# DESCRIPTION OF THE TASK
For the copy, please give all of the data again exactly and leave the pictures out.

# SUPPLIED DATA
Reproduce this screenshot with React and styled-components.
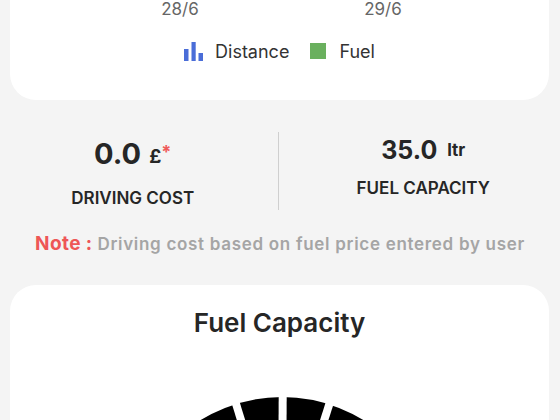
import React from 'react'
import styled, { createGlobalStyle } from 'styled-components'

const GlobalStyle = createGlobalStyle`
  body {
    margin: 0;
    background: #f4f4f4;
    font-family: Inter, "Open Sans", sans-serif;
    color: #262626;
  }
`

const Page = styled.div`
  display: flex;
  flex-direction: column;
  height: 420px;
  overflow: hidden;

  & > * {
    flex-shrink: 0;
  }
`

const ChartCard = styled.section`
  margin: 0 11px 0 10px;
  height: 100px;
  background: #fff;
  border-radius: 0 0 26px 26px;
  display: flex;
  flex-direction: column;
`

const AxisRow = styled.div`
  display: flex;
  gap: 123px;
  padding-left: 130px;
  height: 17px;
`

const AxisLabel = styled.span`
  width: 80px;
  text-align: center;
  font-size: 17px;
  line-height: 18px;
  color: #666;
`

const Legend = styled.div`
  margin-top: 22px;
  display: flex;
  align-items: center;
  justify-content: center;
  height: 24px;
`

const LegendItem = styled.div`
  display: flex;
  align-items: center;
  gap: ${p => p.$gap}px;
  margin-right: ${p => p.$after || 0}px;
  font-size: 18px;
  color: #333;
`

const Swatch = styled.span`
  width: 16px;
  height: 16px;
  background: #6ab05e;
`

const StatsRow = styled.div`
  margin-top: 32px;
  height: 75px;
  display: grid;
  grid-template-columns: 1fr 1px 1fr;
  column-gap: 22px;
  padding: 0 14px 0 10px;
`

const Stat = styled.div`
  padding-top: 2px;
  display: flex;
  flex-direction: column;
  align-items: center;
`

const Value = styled.div`
  font-size: ${p => p.$size}px;
  line-height: ${p => p.$line}px;
  font-weight: 700;
  white-space: nowrap;
`

const Unit = styled.span`
  font-size: ${p => p.$size}px;
  font-weight: 700;
  margin-left: ${p => p.$gap}px;
  vertical-align: ${p => p.$raise}px;
`

const Star = styled.span`
  font-size: 18px;
  color: #ef5a5a;
  font-weight: 700;
  vertical-align: 6px;
`

const StatLabel = styled.div`
  margin-top: ${p => p.$gap}px;
  font-size: 17px;
  line-height: 24px;
  font-weight: 600;
  text-transform: uppercase;
`

const Divider = styled.div`
  background: #cfcfcf;
`

const Note = styled.p`
  margin: 23px 0 0;
  text-align: center;
  font-size: 17px;
  line-height: 28px;
  font-weight: 600;
  letter-spacing: 0.7px;
  color: #a5a5a5;
  white-space: nowrap;
`

const NoteTag = styled.span`
  font-size: 19px;
  font-weight: 700;
  letter-spacing: 0.4px;
  color: #ee5656;
`

const GaugeCard = styled.section`
  margin: 27px 11px 0 10px;
  height: 200px;
  background: #fff;
  border-radius: 26px 26px 0 0;
  padding-top: 21px;
  display: flex;
  flex-direction: column;
  align-items: center;
`

const Title = styled.h2`
  margin: 0;
  font-size: 26px;
  line-height: 34px;
  font-weight: 600;
`

const GaugeWrap = styled.div`
  margin-top: 57px;
  margin-left: 5px;
`

function BarsIcon() {
  return (
    <svg width="19" height="19" viewBox="0 0 19 19">
      <rect x="0" y="7" width="4.5" height="12" fill="#4a6dd8" />
      <rect x="7.5" y="0" width="4.2" height="19" fill="#4a6dd8" />
      <rect x="14.5" y="11" width="4.5" height="8" fill="#4a6dd8" />
    </svg>
  )
}

function Gauge() {
  const r = 155
  const cx = 160
  const cy = 155
  const ring = 40
  const mid = r - ring / 2
  const gaps = []
  for (let a = -87.25; a <= 90; a += 17.5) gaps.push(a)
  return (
    <svg width="320" height="160" viewBox="0 0 320 160">
      <path
        d={`M ${cx - mid} ${cy} A ${mid} ${mid} 0 0 1 ${cx + mid} ${cy}`}
        fill="none"
        stroke="#000"
        strokeWidth={ring}
      />
      {gaps.map(a => {
        const t = (a * Math.PI) / 180
        return (
          <line
            key={a}
            x1={cx + (r - ring - 4) * Math.sin(t)}
            y1={cy - (r - ring - 4) * Math.cos(t)}
            x2={cx + (r + 4) * Math.sin(t)}
            y2={cy - (r + 4) * Math.cos(t)}
            stroke="#fff"
            strokeWidth="8"
          />
        )
      })}
    </svg>
  )
}

export default function App() {
  return (
    <Page>
      <GlobalStyle />
      <ChartCard>
        <AxisRow>
          <AxisLabel>28/6</AxisLabel>
          <AxisLabel>29/6</AxisLabel>
        </AxisRow>
        <Legend>
          <LegendItem $gap={12} $after={21}>
            <BarsIcon />
            Distance
          </LegendItem>
          <LegendItem $gap={13}>
            <Swatch />
            Fuel
          </LegendItem>
        </Legend>
      </ChartCard>

      <StatsRow>
        <Stat>
          <Value $size={29} $line={36}>
            0.0<Unit $size={19} $gap={8} $raise={1}>£</Unit><Star>*</Star>
          </Value>
          <StatLabel $gap={11}>Driving Cost</StatLabel>
        </Stat>
        <Divider />
        <Stat>
          <Value $size={25} $line={32}>
            35.0<Unit $size={17} $gap={10} $raise={3}>ltr</Unit>
          </Value>
          <StatLabel $gap={10}>Fuel Capacity</StatLabel>
        </Stat>
      </StatsRow>

      <Note>
        <NoteTag>Note : </NoteTag>Driving cost based on fuel price entered by user
      </Note>

      <GaugeCard>
        <Title>Fuel Capacity</Title>
        <GaugeWrap>
          <Gauge />
        </GaugeWrap>
      </GaugeCard>
    </Page>
  )
}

# RESULT FOR THIS EXERCISE
Reproduce this screenshot with React and styled-components.
import React from 'react'
import styled, { createGlobalStyle } from 'styled-components'

const GlobalStyle = createGlobalStyle`
  body {
    margin: 0;
    background: #f4f4f4;
    font-family: Inter, "Open Sans", sans-serif;
    color: #262626;
  }
`

const Page = styled.div`
  display: flex;
  flex-direction: column;
  height: 420px;
  overflow: hidden;

  & > * {
    flex-shrink: 0;
  }
`

const ChartCard = styled.section`
  margin: 0 11px 0 10px;
  height: 100px;
  background: #fff;
  border-radius: 0 0 26px 26px;
  display: flex;
  flex-direction: column;
`

const AxisRow = styled.div`
  display: flex;
  gap: 123px;
  padding-left: 130px;
  height: 17px;
`

const AxisLabel = styled.span`
  width: 80px;
  text-align: center;
  font-size: 17px;
  line-height: 18px;
  color: #666;
`

const Legend = styled.div`
  margin-top: 22px;
  display: flex;
  align-items: center;
  justify-content: center;
  height: 24px;
`

const LegendItem = styled.div`
  display: flex;
  align-items: center;
  gap: ${p => p.$gap}px;
  margin-right: ${p => p.$after || 0}px;
  font-size: 18px;
  color: #333;
`

const Swatch = styled.span`
  width: 16px;
  height: 16px;
  background: #6ab05e;
`

const StatsRow = styled.div`
  margin-top: 32px;
  height: 75px;
  display: grid;
  grid-template-columns: 1fr 1px 1fr;
  column-gap: 22px;
  padding: 0 14px 0 10px;
`

const Stat = styled.div`
  padding-top: 2px;
  display: flex;
  flex-direction: column;
  align-items: center;
`

const Value = styled.div`
  font-size: ${p => p.$size}px;
  line-height: ${p => p.$line}px;
  font-weight: 700;
  white-space: nowrap;
`

const Unit = styled.span`
  font-size: ${p => p.$size}px;
  font-weight: 700;
  margin-left: ${p => p.$gap}px;
  vertical-align: ${p => p.$raise}px;
`

const Star = styled.span`
  font-size: 18px;
  color: #ef5a5a;
  font-weight: 700;
  vertical-align: 6px;
`

const StatLabel = styled.div`
  margin-top: ${p => p.$gap}px;
  font-size: 17px;
  line-height: 24px;
  font-weight: 600;
  text-transform: uppercase;
`

const Divider = styled.div`
  background: #cfcfcf;
`

const Note = styled.p`
  margin: 23px 0 0;
  text-align: center;
  font-size: 17px;
  line-height: 28px;
  font-weight: 600;
  letter-spacing: 0.7px;
  color: #a5a5a5;
  white-space: nowrap;
`

const NoteTag = styled.span`
  font-size: 19px;
  font-weight: 700;
  letter-spacing: 0.4px;
  color: #ee5656;
`

const GaugeCard = styled.section`
  margin: 27px 11px 0 10px;
  height: 200px;
  background: #fff;
  border-radius: 26px 26px 0 0;
  padding-top: 21px;
  display: flex;
  flex-direction: column;
  align-items: center;
`

const Title = styled.h2`
  margin: 0;
  font-size: 26px;
  line-height: 34px;
  font-weight: 600;
`

const GaugeWrap = styled.div`
  margin-top: 57px;
  margin-left: 5px;
`

function BarsIcon() {
  return (
    <svg width="19" height="19" viewBox="0 0 19 19">
      <rect x="0" y="7" width="4.5" height="12" fill="#4a6dd8" />
      <rect x="7.5" y="0" width="4.2" height="19" fill="#4a6dd8" />
      <rect x="14.5" y="11" width="4.5" height="8" fill="#4a6dd8" />
    </svg>
  )
}

function Gauge() {
  const r = 155
  const cx = 160
  const cy = 155
  const ring = 40
  const mid = r - ring / 2
  const gaps = []
  for (let a = -87.25; a <= 90; a += 17.5) gaps.push(a)
  return (
    <svg width="320" height="160" viewBox="0 0 320 160">
      <path
        d={`M ${cx - mid} ${cy} A ${mid} ${mid} 0 0 1 ${cx + mid} ${cy}`}
        fill="none"
        stroke="#000"
        strokeWidth={ring}
      />
      {gaps.map(a => {
        const t = (a * Math.PI) / 180
        return (
          <line
            key={a}
            x1={cx + (r - ring - 4) * Math.sin(t)}
            y1={cy - (r - ring - 4) * Math.cos(t)}
            x2={cx + (r + 4) * Math.sin(t)}
            y2={cy - (r + 4) * Math.cos(t)}
            stroke="#fff"
            strokeWidth="8"
          />
        )
      })}
    </svg>
  )
}

export default function App() {
  return (
    <Page>
      <GlobalStyle />
      <ChartCard>
        <AxisRow>
          <AxisLabel>28/6</AxisLabel>
          <AxisLabel>29/6</AxisLabel>
        </AxisRow>
        <Legend>
          <LegendItem $gap={12} $after={21}>
            <BarsIcon />
            Distance
          </LegendItem>
          <LegendItem $gap={13}>
            <Swatch />
            Fuel
          </LegendItem>
        </Legend>
      </ChartCard>

      <StatsRow>
        <Stat>
          <Value $size={29} $line={36}>
            0.0<Unit $size={19} $gap={8} $raise={1}>£</Unit><Star>*</Star>
          </Value>
          <StatLabel $gap={11}>Driving Cost</StatLabel>
        </Stat>
        <Divider />
        <Stat>
          <Value $size={25} $line={32}>
            35.0<Unit $size={17} $gap={10} $raise={3}>ltr</Unit>
          </Value>
          <StatLabel $gap={10}>Fuel Capacity</StatLabel>
        </Stat>
      </StatsRow>

      <Note>
        <NoteTag>Note : </NoteTag>Driving cost based on fuel price entered by user
      </Note>

      <GaugeCard>
        <Title>Fuel Capacity</Title>
        <GaugeWrap>
          <Gauge />
        </GaugeWrap>
      </GaugeCard>
    </Page>
  )
}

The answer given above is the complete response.